Fare di più poi utilizzando il vettore idrogeno – ovviamente verde, cioè prodotto con elettrolisi alimentata da fonti rinnovabili – per tutte quelle produzioni industriali hard to abate, quali per esempio la siderurgia
Nello sforzo di sostituzione del metano fossile, un ruolo molto importante lo sta già svolgendo il biometano, prodotto dalla parte organica dei nostri rifiuti urbani e soprattutto da scarti agricoli. L’Europa si è data un target di 35 miliardi di metri cubi/anno, e in Italia il CIB (Consorzio Italiano Biogas) insieme al CIC (Consorzio Italiano Compostatori) ha calcolato che c’è una potenzialità di 8 miliardi di metri cubi e già ne produce oltre 2 (secondo produttore europeo dopo la Germania).

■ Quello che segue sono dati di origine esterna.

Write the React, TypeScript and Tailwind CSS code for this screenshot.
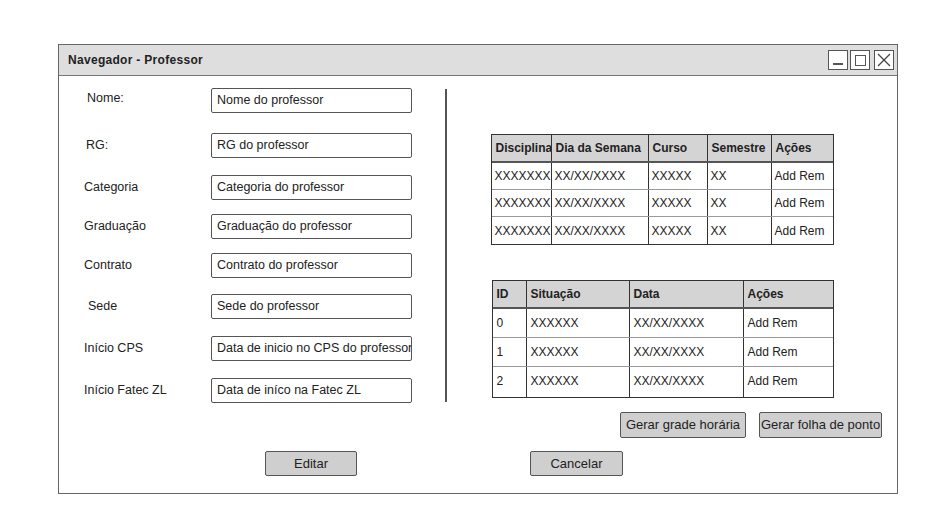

E non si deve nemmeno trascurare la geotermia, soprattutto quella a bassa e media entalpia che consente di realizzare impianti di qualche MW a ciclo chiuso (ma anche qui c’è da superare incomprensibili opposizioni nimby), che accoppiata alle pompe di calore consentirebbe di elettrificare gran parte del riscaldamento/raffrescamento domestico che ancora nel 2021 pesava per circa 25 miliardi di metri cubi di gas nei consumi del nostro Paese. Le potenzialità associate all’elettrificazione del riscaldamento/raffrescamento con la sostituzione delle caldaie a gas con le pompe di calore (pur tenendo conto di tutti i vincoli possibili) comporterebbe benefici economici quantificabili in 24,7 miliardi di euro in valore aggiunto, oltre 19 miliardi di gettito fiscale aggiuntivo, almeno 30mila occupati aggiuntivi e circa 3 miliardi di euro di risparmi per le famiglie; inoltre sarebbero oltre 12 milioni le tonnellate di CO2 evitate con riduzioni rilevanti anche delle altre emissioni inquinanti (-19% di ossidi azoto. E oltre l’8% di riduzione per monossido di carbonio e polveri sottili – sia PM10 che PM2,5). Si ridurrebbe infatti i consumi energetici di ben 5 Mtep risparmiando oltre 5 miliardi di metri cubi di gas (più di quanto riesce a trattare una nave rigassificatrice).
“I fatti hanno la testa dura” – diceva un rivoluzionario del secolo scorso–, e da una parte l’emergenza dovuta alla crisi climatica in atto che non ci consentirebbe più alcun tentennamento, dall’altra i costi competitivi e le opportunità occupazionali, ci dicono che la strada è tracciata. Inevitabile oltre che auspicabile: abbandoneremo il fossile a favore delle rinnovabili. L’eccessiva prudenza di tanta parte della classe dirigente italiana rischia di far perdere al sistema del nostro Paese un’occasione per posizionarsi nella fascia alta di chi saprà competere in questo nuovo mondo più pulito e più civile.